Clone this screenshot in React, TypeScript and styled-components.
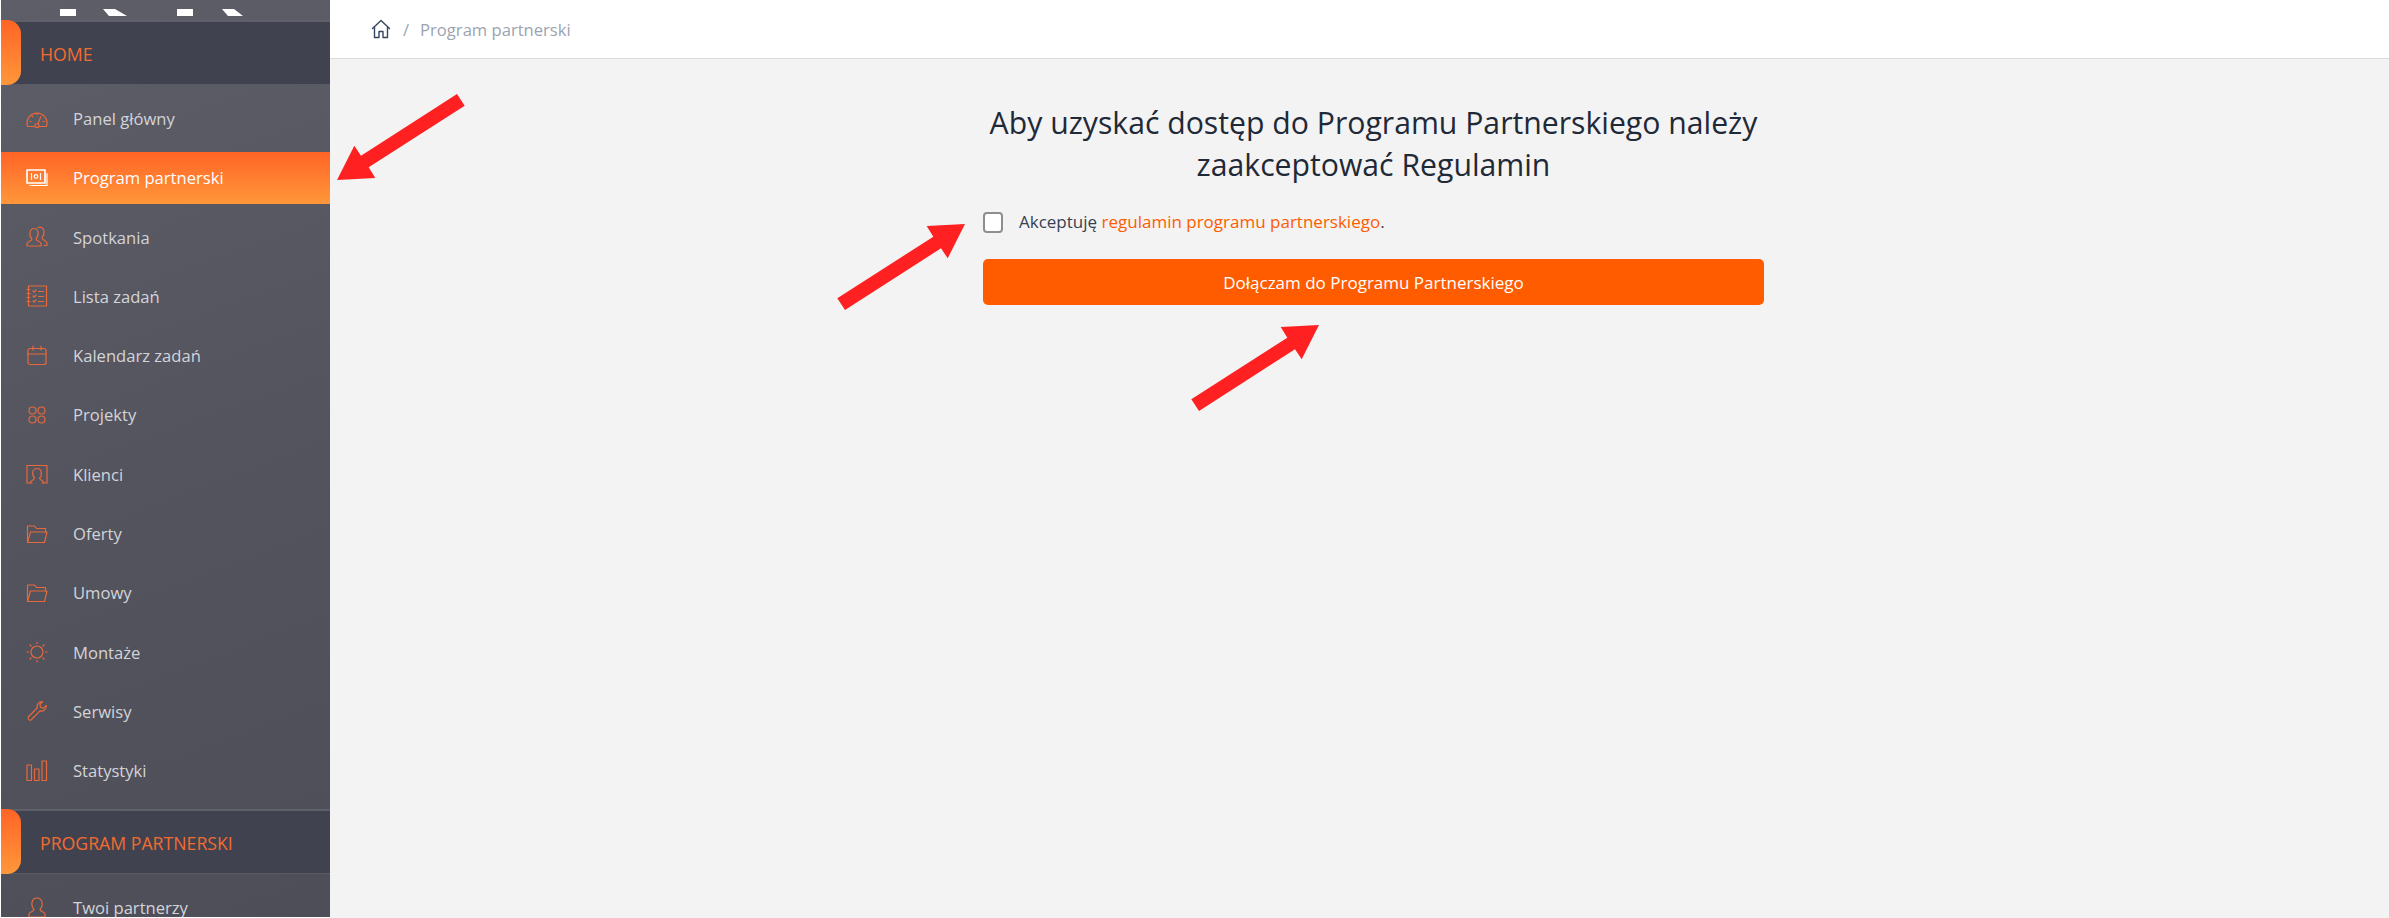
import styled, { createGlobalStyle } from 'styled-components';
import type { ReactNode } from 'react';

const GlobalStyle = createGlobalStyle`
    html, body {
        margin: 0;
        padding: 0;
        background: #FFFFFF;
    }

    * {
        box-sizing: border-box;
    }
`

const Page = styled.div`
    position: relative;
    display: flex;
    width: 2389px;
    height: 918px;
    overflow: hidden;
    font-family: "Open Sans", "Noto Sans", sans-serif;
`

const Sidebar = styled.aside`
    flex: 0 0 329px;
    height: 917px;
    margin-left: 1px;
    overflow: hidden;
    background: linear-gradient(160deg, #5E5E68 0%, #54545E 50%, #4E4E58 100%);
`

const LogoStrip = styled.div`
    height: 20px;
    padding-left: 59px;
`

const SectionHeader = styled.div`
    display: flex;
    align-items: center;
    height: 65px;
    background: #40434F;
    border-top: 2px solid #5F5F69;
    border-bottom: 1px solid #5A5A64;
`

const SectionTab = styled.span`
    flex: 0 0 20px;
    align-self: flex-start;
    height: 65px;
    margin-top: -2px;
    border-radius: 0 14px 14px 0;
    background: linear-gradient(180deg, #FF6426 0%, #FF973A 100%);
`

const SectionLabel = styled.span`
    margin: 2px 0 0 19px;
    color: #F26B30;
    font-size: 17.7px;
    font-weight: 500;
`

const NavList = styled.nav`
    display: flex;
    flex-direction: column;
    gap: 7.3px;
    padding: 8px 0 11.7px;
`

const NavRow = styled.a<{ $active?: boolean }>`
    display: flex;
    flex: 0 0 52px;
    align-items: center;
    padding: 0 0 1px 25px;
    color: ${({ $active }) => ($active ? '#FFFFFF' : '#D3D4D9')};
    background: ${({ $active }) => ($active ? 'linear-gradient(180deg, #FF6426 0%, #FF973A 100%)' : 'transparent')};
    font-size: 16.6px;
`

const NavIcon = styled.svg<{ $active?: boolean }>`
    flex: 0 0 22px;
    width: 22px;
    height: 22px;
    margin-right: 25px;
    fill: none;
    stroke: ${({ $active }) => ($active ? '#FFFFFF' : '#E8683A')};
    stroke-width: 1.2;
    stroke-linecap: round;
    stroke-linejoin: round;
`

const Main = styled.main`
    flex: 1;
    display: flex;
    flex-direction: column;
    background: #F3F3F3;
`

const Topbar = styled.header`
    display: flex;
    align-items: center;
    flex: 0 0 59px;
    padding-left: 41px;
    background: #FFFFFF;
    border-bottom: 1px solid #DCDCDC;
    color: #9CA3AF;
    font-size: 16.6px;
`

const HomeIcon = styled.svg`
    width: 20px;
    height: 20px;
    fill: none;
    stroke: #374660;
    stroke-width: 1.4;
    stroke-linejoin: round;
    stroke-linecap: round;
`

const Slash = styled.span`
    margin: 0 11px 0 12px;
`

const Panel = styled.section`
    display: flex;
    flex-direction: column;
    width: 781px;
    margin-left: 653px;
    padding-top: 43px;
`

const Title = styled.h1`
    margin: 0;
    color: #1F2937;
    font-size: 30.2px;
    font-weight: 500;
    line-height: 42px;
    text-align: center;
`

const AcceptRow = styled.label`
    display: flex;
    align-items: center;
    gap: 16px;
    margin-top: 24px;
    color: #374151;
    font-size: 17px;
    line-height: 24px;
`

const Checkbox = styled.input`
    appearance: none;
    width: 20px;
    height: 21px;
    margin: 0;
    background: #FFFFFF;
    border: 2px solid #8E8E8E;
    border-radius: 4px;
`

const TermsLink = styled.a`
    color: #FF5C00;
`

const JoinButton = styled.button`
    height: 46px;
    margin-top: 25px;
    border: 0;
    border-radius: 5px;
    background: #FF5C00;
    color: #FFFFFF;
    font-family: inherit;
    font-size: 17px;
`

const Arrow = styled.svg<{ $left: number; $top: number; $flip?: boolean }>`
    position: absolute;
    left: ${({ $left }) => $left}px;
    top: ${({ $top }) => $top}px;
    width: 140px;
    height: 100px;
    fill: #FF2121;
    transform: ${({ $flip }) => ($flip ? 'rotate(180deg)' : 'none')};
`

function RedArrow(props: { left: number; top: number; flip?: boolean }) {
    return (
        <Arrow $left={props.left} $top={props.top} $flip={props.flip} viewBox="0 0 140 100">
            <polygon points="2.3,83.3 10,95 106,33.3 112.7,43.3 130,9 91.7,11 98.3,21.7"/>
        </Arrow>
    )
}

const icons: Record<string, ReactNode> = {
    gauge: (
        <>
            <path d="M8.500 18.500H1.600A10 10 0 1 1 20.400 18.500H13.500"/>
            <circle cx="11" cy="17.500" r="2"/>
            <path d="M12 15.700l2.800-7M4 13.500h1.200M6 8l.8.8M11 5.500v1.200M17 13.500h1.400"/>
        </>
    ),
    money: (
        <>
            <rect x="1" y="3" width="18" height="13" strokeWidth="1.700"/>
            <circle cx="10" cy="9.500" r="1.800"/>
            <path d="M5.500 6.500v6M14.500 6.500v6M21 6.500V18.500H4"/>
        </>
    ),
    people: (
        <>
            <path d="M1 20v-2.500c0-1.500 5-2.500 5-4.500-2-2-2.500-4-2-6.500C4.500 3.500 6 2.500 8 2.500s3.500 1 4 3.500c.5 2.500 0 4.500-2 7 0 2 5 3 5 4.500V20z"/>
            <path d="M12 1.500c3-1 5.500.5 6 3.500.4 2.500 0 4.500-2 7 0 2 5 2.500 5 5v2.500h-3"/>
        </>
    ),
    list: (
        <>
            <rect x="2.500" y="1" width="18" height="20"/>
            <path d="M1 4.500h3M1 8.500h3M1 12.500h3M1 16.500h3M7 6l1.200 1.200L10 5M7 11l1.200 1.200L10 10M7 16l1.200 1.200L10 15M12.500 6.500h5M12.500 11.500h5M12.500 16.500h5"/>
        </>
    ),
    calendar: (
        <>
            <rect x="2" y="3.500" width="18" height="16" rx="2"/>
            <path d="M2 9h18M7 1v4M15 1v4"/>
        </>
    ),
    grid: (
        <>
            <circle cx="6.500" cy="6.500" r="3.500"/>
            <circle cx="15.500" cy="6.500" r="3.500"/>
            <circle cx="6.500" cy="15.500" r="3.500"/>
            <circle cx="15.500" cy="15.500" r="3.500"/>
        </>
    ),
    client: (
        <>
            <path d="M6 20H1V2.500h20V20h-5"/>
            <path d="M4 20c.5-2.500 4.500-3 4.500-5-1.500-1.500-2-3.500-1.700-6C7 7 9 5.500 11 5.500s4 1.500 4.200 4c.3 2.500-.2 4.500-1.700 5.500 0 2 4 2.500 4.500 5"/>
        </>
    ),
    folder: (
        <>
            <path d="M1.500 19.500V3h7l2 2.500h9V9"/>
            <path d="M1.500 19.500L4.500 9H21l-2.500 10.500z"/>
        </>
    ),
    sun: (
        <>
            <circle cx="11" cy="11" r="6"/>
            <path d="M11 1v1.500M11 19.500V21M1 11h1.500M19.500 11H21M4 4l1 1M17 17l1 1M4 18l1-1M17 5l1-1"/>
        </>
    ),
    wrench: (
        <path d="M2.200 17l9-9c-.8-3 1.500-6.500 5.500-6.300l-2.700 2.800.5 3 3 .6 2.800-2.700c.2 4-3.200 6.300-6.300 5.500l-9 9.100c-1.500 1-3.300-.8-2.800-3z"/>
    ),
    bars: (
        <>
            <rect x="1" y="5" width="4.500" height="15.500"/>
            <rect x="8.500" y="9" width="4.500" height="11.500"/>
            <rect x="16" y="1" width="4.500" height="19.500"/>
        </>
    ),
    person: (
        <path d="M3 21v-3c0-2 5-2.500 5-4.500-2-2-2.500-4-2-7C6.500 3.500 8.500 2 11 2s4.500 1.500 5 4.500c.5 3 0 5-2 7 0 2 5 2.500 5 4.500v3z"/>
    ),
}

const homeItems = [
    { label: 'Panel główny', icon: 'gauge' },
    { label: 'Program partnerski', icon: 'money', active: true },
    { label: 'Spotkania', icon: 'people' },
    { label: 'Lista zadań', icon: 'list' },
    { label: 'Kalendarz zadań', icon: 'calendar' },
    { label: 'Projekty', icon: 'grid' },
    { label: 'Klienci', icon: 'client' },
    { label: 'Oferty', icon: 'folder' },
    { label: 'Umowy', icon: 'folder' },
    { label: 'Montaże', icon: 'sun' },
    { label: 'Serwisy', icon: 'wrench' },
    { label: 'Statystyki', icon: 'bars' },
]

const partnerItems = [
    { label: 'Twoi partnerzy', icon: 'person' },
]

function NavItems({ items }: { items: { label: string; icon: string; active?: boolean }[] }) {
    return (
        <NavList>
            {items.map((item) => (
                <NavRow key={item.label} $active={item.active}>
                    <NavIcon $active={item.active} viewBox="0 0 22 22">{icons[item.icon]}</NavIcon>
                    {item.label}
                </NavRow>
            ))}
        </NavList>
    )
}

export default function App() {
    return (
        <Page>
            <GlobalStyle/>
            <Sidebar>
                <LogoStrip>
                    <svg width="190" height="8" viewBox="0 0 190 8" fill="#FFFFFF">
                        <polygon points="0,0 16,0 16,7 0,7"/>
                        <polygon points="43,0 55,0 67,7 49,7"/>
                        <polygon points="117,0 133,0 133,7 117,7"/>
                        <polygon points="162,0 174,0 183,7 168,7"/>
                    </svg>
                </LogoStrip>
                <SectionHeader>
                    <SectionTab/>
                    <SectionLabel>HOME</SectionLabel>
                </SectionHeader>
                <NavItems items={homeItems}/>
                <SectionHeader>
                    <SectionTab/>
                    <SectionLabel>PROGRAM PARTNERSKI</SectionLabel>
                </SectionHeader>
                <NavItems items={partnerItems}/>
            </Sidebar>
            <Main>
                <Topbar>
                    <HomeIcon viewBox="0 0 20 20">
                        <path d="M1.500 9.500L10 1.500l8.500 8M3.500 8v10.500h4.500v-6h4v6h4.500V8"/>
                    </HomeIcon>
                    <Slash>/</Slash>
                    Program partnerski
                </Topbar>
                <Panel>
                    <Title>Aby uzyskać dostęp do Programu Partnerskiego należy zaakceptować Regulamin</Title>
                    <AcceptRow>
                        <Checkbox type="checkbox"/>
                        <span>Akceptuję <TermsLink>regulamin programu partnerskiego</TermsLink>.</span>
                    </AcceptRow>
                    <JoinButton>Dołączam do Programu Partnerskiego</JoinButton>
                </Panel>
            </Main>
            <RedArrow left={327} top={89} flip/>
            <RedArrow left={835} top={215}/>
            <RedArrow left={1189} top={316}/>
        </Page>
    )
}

——————————

Extract every line above that contains the word "components".

Clone this screenshot in React, TypeScript and styled-components.
import styled, { createGlobalStyle } from 'styled-components';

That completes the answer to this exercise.